Aさんは、ただの問い合わせ対応担当者から「社内の知識を整理する専門家」へと意識が変わり始めました。課長は、自分の持つノウハウが「AIの教科書」という形で次世代に継承されることに、まんざらでもない様子でした。
「ミズさん、この手順書な、昔おれが作ったやつだ。懐かしいなや。ここの部分は今と違うがら、直しでおがねどダメだな」
そう言って、課長自ら赤ペンで修正を入れ始めました。
【コンサル術②】 「完璧」を目指さず、「8割の人が使う2割の情報」に絞り込む
壮大な計画は、人を尻込みさせます。特に、日々の業務で手一杯の現場担当者にとっては、負担でしかありません。パレートの法則を応用し、「よくある質問トップ10」という具体的なゴールを設定することで、どこから手をつけていいか分からない状態から脱却できます。そして、この地道な「宝探し」のプロセス自体が、関係者の当事者意識を育み、チームの一体感を醸成するのです。
「AIはウソをつく」レビュー地獄と、意識を変えた魔法の言葉
いよいよ、整備したデータを元に、RAGを使ってFAQのドラフトをAIに生成させました。出てきた回答を見たメンバーの第一声は、決してポジティブなものではありませんでした。
「なんか、文章が硬いですね…」
「この表現だと、ちょっとニュアンスが違うかな」
「そもそも、この回答、うちの部署の例外ケースが考慮されてないじゃないか!」
あの記事で言う「ステップ6:レビューと承認フロー」が、新たな壁として立ちはだかりました。各部署の専門家であるレビューアたちは、AIの回答の「あら探し」に終始し、修正の赤字で真っ赤になったドキュメントが返ってくる日々。誰もが「AIって、この程度か」「結局、人間が全部書き直すなら意味ないじゃないか」と感じ始めていました。
このままでは、レビューがボトルネックになってプロジェクトが頓挫する。そう感じた私は、レビューア全員を集めた会議で、ひとつの提案をしました。
「皆さん、少し考え方を変えてみませんか。このAIを、『何でも知ってる完璧な専門家』だと思うのをやめましょう。彼は、『やる気はあるけど、まだこの会社のことをよく知らない、素直な新人』なんです」
会議室が、少しざわつきました。私は続けます。
「新人に仕事を教える時、『ここがダメだ』と突き返すだけでは、彼は育ちませんよね。『この回答を100点にするには、君の専門家としての知識をあと少しだけ足してほしい。例えば、どんな一文を加えれば、もっと分かりやすくなるかな?』という視点で、彼を育ててあげてほしいんです」
この「AI=新人育成」というメタファーは、劇的に機能しました。
レビューアたちの意識が、「AIの評価者」から「AIの教育係」へと変わったのです。
それまで「この回答は間違いだ」と指摘するだけだった人が、「このケースの場合は、『ただし、〇〇の場合は別途申請が必要です』という一文を加えよう」と、具体的な改善案を出してくれるようになりました。

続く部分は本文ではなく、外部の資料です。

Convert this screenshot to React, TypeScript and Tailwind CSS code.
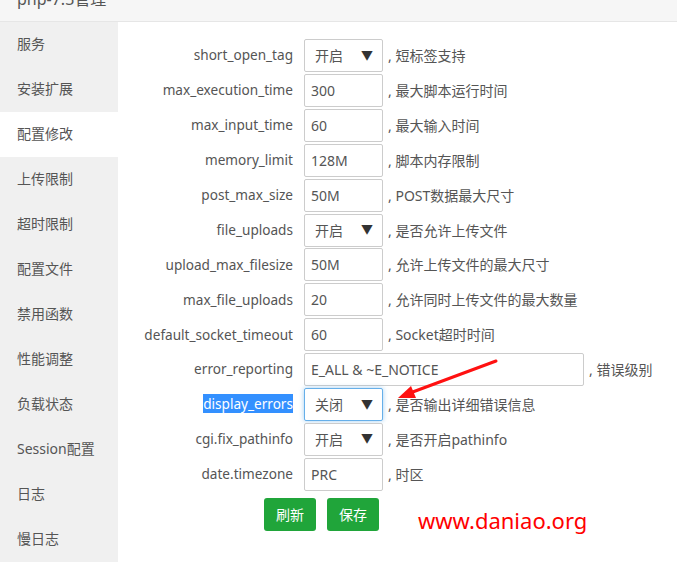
import React from "react";

const font = { fontFamily: '"Noto Sans", "Noto Sans CJK SC", sans-serif' };

const menu = ["服务", "安装扩展", "配置修改", "上传限制", "超时限制", "配置文件", "禁用函数", "性能调整", "负载状态", "Session配置", "日志", "慢日志"];

type Row = { label: string; kind: "input" | "select"; value: string; note: string; wide?: boolean; focus?: boolean; sel?: boolean };

const rows: Row[] = [
  { label: "short_open_tag", kind: "select", value: "开启", note: "短标签支持" },
  { label: "max_execution_time", kind: "input", value: "300", note: "最大脚本运行时间" },
  { label: "max_input_time", kind: "input", value: "60", note: "最大输入时间" },
  { label: "memory_limit", kind: "input", value: "128M", note: "脚本内存限制" },
  { label: "post_max_size", kind: "input", value: "50M", note: "POST数据最大尺寸" },
  { label: "file_uploads", kind: "select", value: "开启", note: "是否允许上传文件" },
  { label: "upload_max_filesize", kind: "input", value: "50M", note: "允许上传文件的最大尺寸" },
  { label: "max_file_uploads", kind: "input", value: "20", note: "允许同时上传文件的最大数量" },
  { label: "default_socket_timeout", kind: "input", value: "60", note: "Socket超时时间" },
  { label: "error_reporting", kind: "input", value: "E_ALL & ~E_NOTICE", note: "错误级别", wide: true },
  { label: "display_errors", kind: "select", value: "关闭", note: "是否输出详细错误信息", focus: true, sel: true },
  { label: "cgi.fix_pathinfo", kind: "select", value: "开启", note: "是否开启pathinfo" },
  { label: "date.timezone", kind: "input", value: "PRC", note: "时区" },
];

export default function App() {
  return (
    <div className="relative w-[677px] h-[562px] overflow-hidden bg-white flex flex-col text-[14px] text-[#555]" style={font}>
      <div className="h-[22px] shrink-0 bg-[#f6f6f6] border-b border-[#e6e6e6] overflow-hidden">
        <div className="mt-[-11px] ml-[17px] text-[16px] leading-[20px] text-[#555]">php-7.3管理</div>
      </div>
      <div className="flex flex-1 min-h-0">
        <div className="w-[118px] shrink-0 bg-[#f0f0f0] flex flex-col">
          {menu.map((m) => (
            <div key={m} className={`h-[45px] shrink-0 flex items-center pl-[17px] pb-[2px] ${m === "配置修改" ? "bg-white" : ""}`}>
              {m}
            </div>
          ))}
        </div>
        <div className="flex-1 pt-[17px] flex flex-col">
          <div className="flex flex-col gap-[1.92px]">
            {rows.map((r) => (
              <div key={r.label} className="flex items-center h-[33px]">
                <div className="w-[175px] text-right shrink-0 text-[13.6px]">
                  {r.sel ? <span className="bg-[#3390ff] text-white">{r.label}</span> : r.label}
                </div>
                <div
                  className={`ml-[11px] h-[33px] shrink-0 flex items-center justify-between bg-white rounded-[2px] border ${
                    r.focus ? "border-[#66afe9] shadow-[0_0_5px_rgba(102,175,233,0.6)]" : "border-[#ccc]"
                  } ${r.wide ? "w-[280px]" : "w-[79px]"} ${r.kind === "select" ? "pl-[10px] pr-[9px]" : "pl-[6px]"}`}
                >
                  <span>{r.value}</span>
                  {r.kind === "select" && <span className="text-[12px] text-[#333]">▼</span>}
                </div>
                <div className="ml-[5px] whitespace-nowrap">, {r.note}</div>
              </div>
            ))}
          </div>
          <div className="flex gap-[11px] ml-[146px] mt-[7px]">
            <button className="w-[52px] h-[33px] rounded-[3px] bg-[#20a53a] text-white text-[14px]">刷新</button>
            <button className="w-[52px] h-[33px] rounded-[3px] bg-[#20a53a] text-white text-[14px]">保存</button>
          </div>
        </div>
      </div>
      <div className="absolute left-[418px] top-[505px] text-[22px] leading-[30px] text-[#ff0000]" style={font}>
        www.daniao.org
      </div>
      <svg className="absolute left-0 top-0 pointer-events-none" width="677" height="562">
        <line x1="496" y1="361" x2="410" y2="393" stroke="#f11" strokeWidth="3" strokeLinecap="round" />
        <polygon points="398,398 416,398 411,386" fill="#f11" />
      </svg>
    </div>
  );
}
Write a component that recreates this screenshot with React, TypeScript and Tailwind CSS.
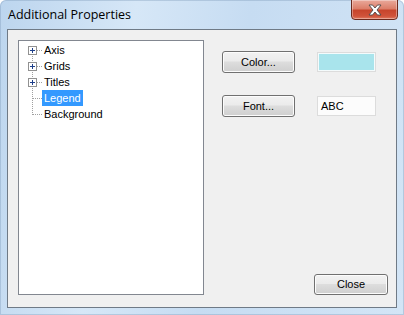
import React from 'react';

const items = [
  { label: 'Axis', expandable: true },
  { label: 'Grids', expandable: true },
  { label: 'Titles', expandable: true },
  { label: 'Legend', expandable: false, selected: true },
  { label: 'Background', expandable: false },
];

function Gutter({ index, count, expandable }: { index: number; count: number; expandable: boolean }) {
  const first = index === 0;
  const last = index === count - 1;
  return (
    <svg width="18" height="16" viewBox="0 0 18 16" className="shrink-0" shapeRendering="crispEdges">
      <line x1="8.5" y1={first ? 8 : 0} x2="8.5" y2={last ? 9 : 16} stroke="#a0a0a0" strokeDasharray="1 1" />
      <line x1={expandable ? 13 : 9} y1="8.5" x2="18" y2="8.5" stroke="#a0a0a0" strokeDasharray="1 1" />
      {expandable && (
        <>
          <rect x="4.5" y="4.5" width="8" height="8" fill="#fff" stroke="#919191" />
          <line x1="6" y1="8.5" x2="11" y2="8.5" stroke="#1e3f8a" />
          <line x1="8.5" y1="6" x2="8.5" y2="11" stroke="#1e3f8a" />
        </>
      )}
    </svg>
  );
}

function WinButton({ children, className = '' }: { children: React.ReactNode; className?: string }) {
  return (
    <button
      className={`flex items-center justify-center rounded-[3px] border border-[#707070] bg-[linear-gradient(#f2f2f2_0%,#ebebeb_45%,#dddddd_50%,#cfcfcf_100%)] text-[11px] text-black shadow-[inset_0_0_0_1px_#fcfcfc] ${className}`}
    >
      {children}
    </button>
  );
}

export default function App() {
  return (
    <div
      className="relative flex h-[315px] w-[404px] flex-col overflow-hidden rounded-t-[6px] bg-[linear-gradient(100deg,#bcd5ee_0%,#d6e7f7_30%,#c6dcf2_55%,#d3e5f6_100%)] shadow-[inset_0_0_0_1px_rgba(120,150,180,0.35)]"
      style={{ fontFamily: '"Liberation Sans", Tahoma, sans-serif' }}
    >
      {/* title bar */}
      <div className="flex h-[29px] shrink-0 items-start">
        <span
          className="ml-[8px] mt-[7px] text-[12.5px] leading-[16px] text-black"
          style={{ fontFamily: '"Open Sans", "Noto Sans", sans-serif' }}
        >
          Additional Properties
        </span>
        <div className="ml-auto mr-[6px] mt-[-1px] flex h-[21px] w-[47px] items-center justify-center rounded-b-[4px] border border-[#6b2a1e] bg-[linear-gradient(#e9a99b_0%,#dc7f6a_45%,#c7452c_55%,#d0533a_85%,#e07a60_100%)] shadow-[inset_0_0_0_1px_rgba(255,255,255,0.35)]">
          <svg width="16" height="12" viewBox="0 0 16 12">
            <path
              d="M2 1h3.5L8 4l2.5-3H14l-4 5 4 5h-3.5L8 8l-2.5 3H2l4-5z"
              fill="#ffffff"
              stroke="#4a4a4a"
              strokeWidth="0.9"
              strokeLinejoin="round"
            />
          </svg>
        </div>
      </div>

      {/* client area */}
      <div className="mx-[7px] mb-[7px] flex flex-1 border border-[#6f7a86] bg-[#f0f0f0]">
        <div className="ml-[10px] mt-[10px] h-[255px] w-[186px] border border-[#828790] bg-white pt-[1px]">
          {items.map((it, i) => (
            <div key={it.label} className="flex h-4 items-center pl-[5px]">
              <Gutter index={i} count={items.length} expandable={it.expandable} />
              <span
                className={`px-[2px] text-[11px] leading-4 ${it.selected ? 'bg-[#3399ff] text-white' : 'text-black'}`}
              >
                {it.label}
              </span>
            </div>
          ))}
        </div>

        <div className="ml-[18px] flex flex-1 flex-col pb-[12px] pr-[8px] pt-[21px]">
          <div className="flex items-center">
            <WinButton className="h-[22px] w-[73px]">Color...</WinButton>
            <div className="ml-[22px] h-[20px] w-[59px] border border-[#dcdcdc] bg-[#a9e4ec] shadow-[inset_0_0_0_1px_#f4fbfc]" />
          </div>
          <div className="mt-[22px] flex items-center">
            <WinButton className="h-[22px] w-[73px]">Font...</WinButton>
            <div className="ml-[22px] flex h-[20px] w-[59px] items-center border border-[#dcdcdc] bg-[#fcfcfc] pl-[3px] text-[11px] text-black">
              ABC
            </div>
          </div>
          <div className="mt-auto flex justify-end">
            <WinButton className="h-[21px] w-[74px]">Close</WinButton>
          </div>
        </div>
      </div>
    </div>
  );
}
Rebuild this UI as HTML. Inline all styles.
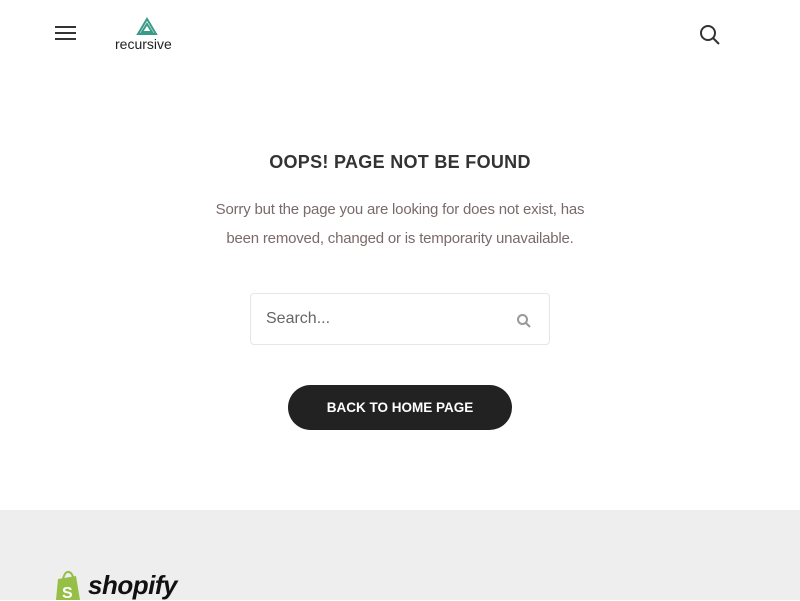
<!DOCTYPE html>
<html><head><meta charset="utf-8"><style>
*{margin:0;padding:0;box-sizing:border-box}
body{width:800px;height:600px;overflow:hidden;background:#fff;font-family:"Liberation Sans",sans-serif;position:relative}
.abs{position:absolute}
h1{position:absolute;top:152px;left:0;width:800px;text-align:center;font-size:18px;font-weight:bold;color:#333;letter-spacing:0.3px}
.p{position:absolute;top:195px;left:0;width:800px;text-align:center;font-size:15px;line-height:29px;color:#7a6a6a;letter-spacing:-0.2px}
.search{position:absolute;left:250px;top:293px;width:300px;height:52px;border:1px solid #e6e6e6;border-radius:4px}
.search span{position:absolute;left:15px;top:16px;font-size:16px;color:#666}
.btn{position:absolute;left:288px;top:385px;width:224px;height:45px;border-radius:23px;background:#222;color:#fff;font-weight:bold;font-size:13.5px;text-align:center;line-height:45px}
.foot{position:absolute;left:0;top:510px;width:800px;height:90px;background:#eeeeee}
</style></head><body>
<div class="abs" style="left:55px;top:26px;width:21px;height:2px;background:#333"></div>
<div class="abs" style="left:55px;top:32px;width:21px;height:2px;background:#333"></div>
<div class="abs" style="left:55px;top:38px;width:21px;height:2px;background:#333"></div>
<svg class="abs" style="left:136px;top:17px" width="22" height="20" viewBox="0 0 22 20"><path d="M11 2 L20 17 L2 17 Z M11 7 L16 15 L6 15 Z" fill="none" stroke="#3a9a88" stroke-width="2"/></svg>
<div class="abs" style="left:115px;top:36px;font-size:14px;color:#222">recursive</div>
<svg class="abs" style="left:698px;top:23px" width="24" height="24" viewBox="0 0 24 24"><circle cx="10" cy="10" r="7" fill="none" stroke="#333" stroke-width="2"/><path d="M15 15 L21 21" stroke="#333" stroke-width="2"/></svg>
<h1>OOPS! PAGE NOT BE FOUND</h1>
<div class="p">Sorry but the page you are looking for does not exist, has<br>been removed, changed or is temporarity unavailable.</div>
<div class="search"><span>Search...</span>
<svg class="abs" style="left:265px;top:19px" width="16" height="16" viewBox="0 0 16 16"><circle cx="6.5" cy="6.5" r="4.5" fill="none" stroke="#999" stroke-width="2"/><path d="M10 10 L14 14" stroke="#999" stroke-width="2"/></svg></div>
<div class="btn">BACK TO HOME PAGE</div>
<div class="foot">
<svg class="abs" style="left:54px;top:59px" width="30" height="31" viewBox="0 0 30 31"><path d="M4 10 L22 7 L26 31 L2 31 Z" fill="#95bf47"/><path d="M9 10 Q11 2 15 3 Q18 4 19 8" fill="none" stroke="#95bf47" stroke-width="2"/><text x="8" y="29" font-size="16" font-weight="bold" fill="#fff" font-family="Liberation Sans">S</text></svg>
<div class="abs" style="left:88px;top:60px;font-size:26px;font-weight:bold;font-style:italic;color:#111;letter-spacing:-0.5px">shopify</div>
</div>
</body></html>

Aさんも、各部署からのフィードバックをAIへの指示(プロンプト)に反映させる役割を担うことで、部署間のハブとして頼られる存在になっていきました。
【コンサル術③】 「AI=完璧なツール」から「AI=育てる新人」へ意識転換を促す
AIの回答は、あくまで「質の高いドラフト」です。それを100点満点の成果物にする最後のピースは、現場の専門知識を持つ人間にしか埋められません。レビューの目的を「あら探し」から「育成」に変えるだけで、フィードバックは建設的になり、AIの精度も、そして何よりプロジェクトに関わる人々のエンゲージメントも飛躍的に向上するのです。
まとめ:AI導入の成否は、テクノロジーではなく「人」が決める
紆余曲折を経て、この会社の社内FAQシステムは無事にリリースされました。Aさんの元にかかってくる電話は、プロジェクト開始前の3割以下に減り、彼女は空いた時間で、より付加価値の高い業務改善活動に取り組んでいます。あのベテラン課長は、今では「うちの部署のナレッジは、おれが一番よく分かってるからな」と、誰よりも熱心にFAQの更新をしてくれる、頼れるコンテンツオーナーになりました。
あの記事に書いた7つのステップや、4つの手法比較は、間違いなくプロジェクトを成功に導くための羅針盤です。しかし、その航海の途中には、必ず「人の感情」という名の嵐や、「部署の壁」という名の暗礁が待ち構えています。
AI導入のプロジェクトは、単なるシステム開発ではありません。それは、組織のコミュニケーションのあり方や、仕事の進め方そのものを変革する、壮大なチェンジマネジメントの旅です。
もしあなたが今、社内でAI活用を推進する立場にいるのなら、最新の技術動向を追うのと同じくらい、いや、それ以上に、現場で働く一人ひとりの「声なき声」に耳を傾けてみてください。
「またこの質問か…」
その小さな溜息こそが、あなたのプロジェクトが本当に解決すべき課題であり、組織を動かす最大のエネルギー源になるはずですから。